------ RECORDED DATA ------
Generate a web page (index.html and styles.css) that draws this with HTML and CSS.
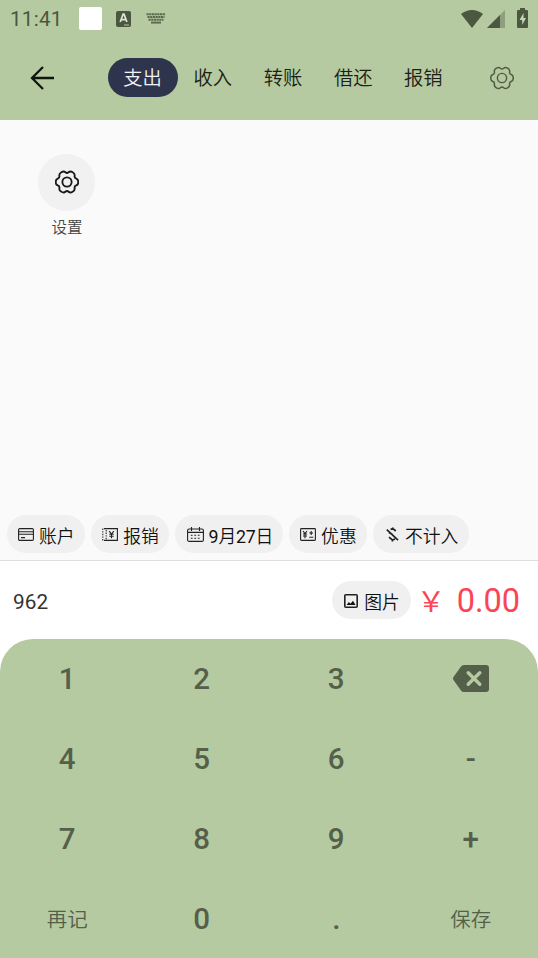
FILE: index.html
```html
<!DOCTYPE html>
<html lang="zh-CN">
<head>
<meta charset="utf-8">
<title>记账</title>
<link rel="stylesheet" href="styles.css">
</head>
<body>
<svg class="defs" aria-hidden="true">
  <symbol id="gear" viewBox="-13 -13 26 26">
    <path d="M12.23 0Q12.23 3.05 10.01 3.78Q7.79 4.5 8.27 6.78Q8.75 9.06 6.11 10.59Q3.47 12.11 1.74 10.56Q0 9-1.74 10.56Q-3.47 12.11-6.11 10.59Q-8.75 9.06-8.27 6.78Q-7.79 4.5-10.01 3.78Q-12.23 3.05-12.23 0Q-12.23-3.05-10.01-3.78Q-7.79-4.5-8.27-6.78Q-8.75-9.06-6.11-10.59Q-3.47-12.11-1.74-10.56Q0-9 1.74-10.56Q3.47-12.11 6.11-10.59Q8.75-9.06 8.27-6.78Q7.79-4.5 10.01-3.78Q12.23-3.05 12.23 0Z"/>
    <circle r="5"/>
  </symbol>
</svg>
<header class="header">
  <div class="status">
    <span class="clock">11:41</span>
    <span class="notice"></span>
    <svg class="ime" width="15" height="16" viewBox="0 0 15 16"><rect width="15" height="16" rx="2" fill="#4b573f"/><path d="M4.2 11 7.1 3.2h.9L10.9 11M5.2 8.6h4.6" fill="none" stroke="#dce6d2" stroke-width="1.7"/><path d="M8 14h5" stroke="#b5caa0"/></svg>
    <svg class="keyboard" width="20" height="11" viewBox="0 0 20 11" fill="none" stroke="#5c694e" stroke-width="1.9"><path d="M.5 1.2h19" stroke-dasharray="2.2 .5"/><path d="M1.5 4h17M2.5 6.8h15" stroke-dasharray="2.2 .5"/><path d="M5 9.6h10"/></svg>
    <span class="signals">
      <svg width="22" height="18" viewBox="0 0 22 18"><path d="M0 4Q11-4 22 4L11 18Z" fill="#4b573f"/></svg>
      <svg width="18" height="18" viewBox="0 0 18 18"><path d="M0 18 18 0v18Z" fill="#8d9f7c"/><path d="M0 18 13 5v13Z" fill="#4b573f"/></svg>
      <svg class="battery" width="11" height="20" viewBox="0 0 11 20"><path d="M3 0h5v2h2q1 0 1 1v16q0 1-1 1H1q-1 0-1-1V3q0-1 1-1h2Z" fill="#4b573f"/><path d="M6.5 5 2.5 12h2.7v5l3.8-7H6.5Z" fill="#c5d5b5"/></svg>
    </span>
  </div>
  <nav class="toolbar">
    <svg class="back" width="24" height="24" viewBox="0 0 24 24" fill="none" stroke="#11150e" stroke-width="2.3"><path d="M24 12H2M13 1 2 12l11 11"/></svg>
    <div class="tabs">
      <span class="tab active">支出</span><span class="tab">收入</span><span class="tab">转账</span><span class="tab">借还</span><span class="tab">报销</span>
    </div>
    <svg class="gear toolbar-gear" width="24" height="24"><use href="#gear"/></svg>
  </nav>
</header>
<main class="content">
  <div class="category">
    <span class="category-icon"><svg class="gear" width="24" height="24"><use href="#gear"/></svg></span>
    <span class="category-name">设置</span>
  </div>
  <div class="chips">
    <span class="chip"><svg width="16" height="13" viewBox="0 0 16 13"><rect x=".6" y=".6" width="14.8" height="11.8" rx="1.2"/><path d="M.6 3.7h14.8M.6 6.2h14.8M3 9.6h4"/></svg>账户</span>
    <span class="chip"><svg width="16" height="13" viewBox="0 0 16 13"><path d="M2 .6h13.4v11.8H2"/><path d="M.8.6v12M4.2 2v10" stroke-dasharray="1.4 1.2"/><path d="m7.2 3.2 2.3 2.9 2.3-2.9M9.5 6v4.2M7.3 6.3h4.4M7.3 8.3h4.4"/></svg>报销</span>
    <span class="chip date"><svg width="17" height="15" viewBox="0 0 17 15"><rect x=".6" y="2" width="15.8" height="12.4" rx="1.5"/><path d="M.6 5.4h15.8M4.5 0v4M12.5 0v4"/><path d="M3.8 8.3h10M3.8 11.2h10" stroke-dasharray="1.8 1.7"/></svg><span>9<span class="han">月</span>27<span class="han">日</span></span></span>
    <span class="chip"><svg width="16" height="13" viewBox="0 0 16 13"><rect x=".6" y=".6" width="14.8" height="11.8" rx=".8"/><path d="m3 3 2 2.5L7 3M5 5.5v4.7M3 6h4M3 8h4M11.2 3v4M9.3 5h3.8M9.3 9.3h4"/></svg>优惠</span>
    <span class="chip exclude"><svg width="13" height="15" viewBox="0 0 13 15"><path d="M.8 2.6 12 13.2M4.6 2.6 6.8 1.6 9.8 4M6.8.6v1.6M3 10.2l3.4 2.8L9 12M6.4 12.6v1.8M3 5.4 6.4 7.4"/></svg>不计入</span>
  </div>
</main>
<section class="entry">
  <span class="note">962</span>
  <span class="chip photo"><svg width="14" height="14" viewBox="0 0 14 14"><rect x=".8" y=".8" width="12.4" height="12.4" rx="1"/><path class="hill" d="m2.6 11 2.3-3 1.6 1.8L9 6.8 11.5 11Z"/></svg>图片</span>
  <span class="currency">￥</span>
  <span class="amount">0.00</span>
</section>
<section class="keypad">
  <span class="key">1</span><span class="key">2</span><span class="key">3</span>
  <span class="key"><svg class="erase" width="36" height="27" viewBox="0 0 36 27"><path d="M11 0h22q3 0 3 3v21q0 3-3 3H11q-2 0-3-1.5L.5 15q-1-1.5 0-3L8 1.5Q9 0 11 0Z" fill="#54604a"/><path d="m15.2 7.7 11.6 11.6m0-11.6L15.2 19.3" stroke="#b5caa0" stroke-width="3.4" stroke-linecap="round"/></svg></span>
  <span class="key">4</span><span class="key">5</span><span class="key">6</span><span class="key">-</span>
  <span class="key">7</span><span class="key">8</span><span class="key">9</span><span class="key">+</span>
  <span class="key action">再记</span><span class="key">0</span><span class="key">.</span><span class="key action">保存</span>
</section>
</body>
</html>
```
FILE: styles.css
```css
* { box-sizing: border-box; }
body {
  margin: 0;
  width: 538px;
  height: 958px;
  display: flex;
  flex-direction: column;
  overflow: hidden;
  background: #fff;
  color: #111;
  font-family: Roboto, "Noto Sans CJK SC", sans-serif;
}
svg { display: block; flex: none; }
.defs { position: absolute; width: 0; height: 0; }
.header { height: 120px; flex: none; background: #b5caa0; }
.status { display: flex; align-items: center; height: 37px; padding: 0 10px; }
.clock { width: 69px; color: #4b573f; font-size: 20.5px; letter-spacing: .3px; }
.notice { width: 23px; height: 23px; border-radius: 2px; background: #fff; }
.ime { margin-left: 14px; }
.keyboard { margin-left: 15px; }
.signals { display: flex; align-items: center; margin-left: auto; gap: 4px; }
.battery { margin: -2px 0 0 8px; }
.toolbar { display: flex; align-items: center; height: 81px; padding: 0 24px 0 30px; }
.tabs { display: flex; margin-left: 53.5px; }
.tab {
  display: flex; align-items: center; justify-content: center;
  width: 70.2px; height: 39px; padding-bottom: 2px; border-radius: 20px;
  font-size: 19.3px; font-weight: 350; color: #1b2016;
}
.tab.active { background: #2d344b; color: #f1f2f5; }
.gear { fill: none; stroke: #1a1a1a; stroke-width: 2; }
.toolbar-gear { margin-left: auto; stroke: #4f5c43; stroke-width: 1.6; }
.content {
  display: flex; flex-direction: column; justify-content: space-between;
  height: 441px; flex: none; padding: 34px 6.5px 7px;
  background: #fafafa; border-bottom: 1px solid #dedede;
}
.category { display: flex; flex-direction: column; align-items: center; width: 120px; }
.category-icon {
  display: flex; align-items: center; justify-content: center;
  width: 57px; height: 57px; padding-bottom: 2px; border-radius: 50%; background: #f1f1f1;
}
.category-name { margin: 6px 0 0 1px; font-size: 15.5px; line-height: 23px; font-weight: 350; color: #444; }
.chips { display: flex; gap: 6px; }
.chip {
  display: flex; align-items: center; gap: 5px;
  width: 78.3px; height: 38px; padding: 1px 0 0 11.5px; border-radius: 19px;
  background: #f0f0f0; font-size: 17.8px; font-weight: 350; white-space: nowrap;
}
.chip svg { fill: none; stroke: #222; stroke-width: 1.1; }
.chip.date { width: 107.5px; font-weight: 400; letter-spacing: -.2px; }
.han { font-weight: 350; }
.chip.exclude { width: 96px; padding-left: 13px; gap: 6px; }
.chip.exclude svg { stroke-width: 1.7; }
.entry { display: flex; align-items: center; height: 78px; flex: none; padding: 0 18px 0 13px; }
.note { flex: 1; padding-top: 3px; font-size: 20.8px; color: #333; }
.chip.photo { padding-left: 12px; gap: 6px; margin-right: 6px; }
.chip.photo svg { stroke-width: 1.6; }
.chip.photo .hill { fill: #111; stroke: none; }
.currency { width: 40px; font-family: "Noto Sans CJK SC", sans-serif; font-size: 28.5px; line-height: 40px; color: #fb4455; }
.amount { padding-top: 1px; font-size: 32.5px; color: #fb4455; }
.keypad {
  display: grid; grid-template: repeat(4, 80px) / repeat(4, 1fr);
  height: 319px; flex: none;
  border-radius: 33px 33px 0 0; background: #b5caa0;
}
.key {
  display: flex; align-items: center; justify-content: center;
  color: #54604a; font-size: 29.5px; font-weight: 500;
}
.erase { margin-top: -1px; }
.key.action { padding-bottom: 2px; font-size: 20.5px; font-weight: 350; }
```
------
| STATED GOAL |
Pick out every line of the listing containing the word "styles", and show those lines.

| OUTPUT |
Generate a web page (index.html and styles.css) that draws this with HTML and CSS.
<link rel="stylesheet" href="styles.css">
FILE: styles.css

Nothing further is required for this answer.